There are multiple ways bias can occur – from modeling bias, aggregation bias, and missing variable bias – and this can be a big deal, since a biased model can still generate an output that appears ‘logical’ but is in fact quite flawed.  

Types of bias:

  • Aggregation bias – This occurs when data is combined or averaged across groups in a way that masks or distorts differences within the data, which may result in misleading conclusions.
  • Missing variable bias – This refers to when important variables important to business drivers are left out of a model, whether intentional or not, leading to incorrect assumptions about the data. In other words, leaving out important factors for analysis can dramatically skew the data and the resulting conclusions.  
  • Modeling bias – This refers to systematic errors in the model, which can arise from incorrect assumptions, limitations in the model, or biased data, causing it to make incorrect predictions and generate skewed results.

How to avoid:

  • Continually refine assumptions and test multiple scenarios to ensure that you are not making conclusions based on skewed data.  
  • Use hold-out samples – This refers to a random sample of data that is excluded from the model training, ensuring that the model is not overfitting the data and is not biased towards any one specific variable.
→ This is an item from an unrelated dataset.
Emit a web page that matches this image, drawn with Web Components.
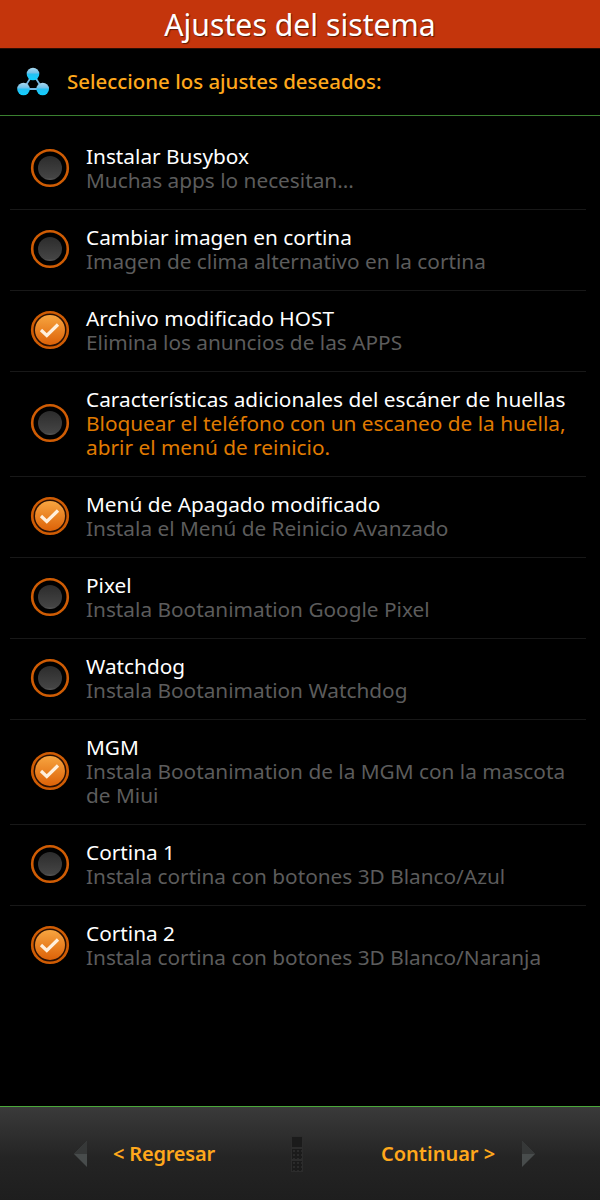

This allows for an unbiased evaluation of the model’s performance when applied to new data.  
  • Work closely with the person in charge of the model – You want to make sure to fully understand what parameters are going into your MMM model and how they relate to your business objectives, as well as which parameters are selected by a human (based on their knowledge and expertise) vs. the parameters actually learned by the model.  

In conclusion, while Marketing Mix Modeling (MMM) can offer valuable insights into the effectiveness of marketing strategies, it is important to avoid these 5 common pitfalls to ensure accurate results for your MMM model, as well as increase your ROI in the long-term.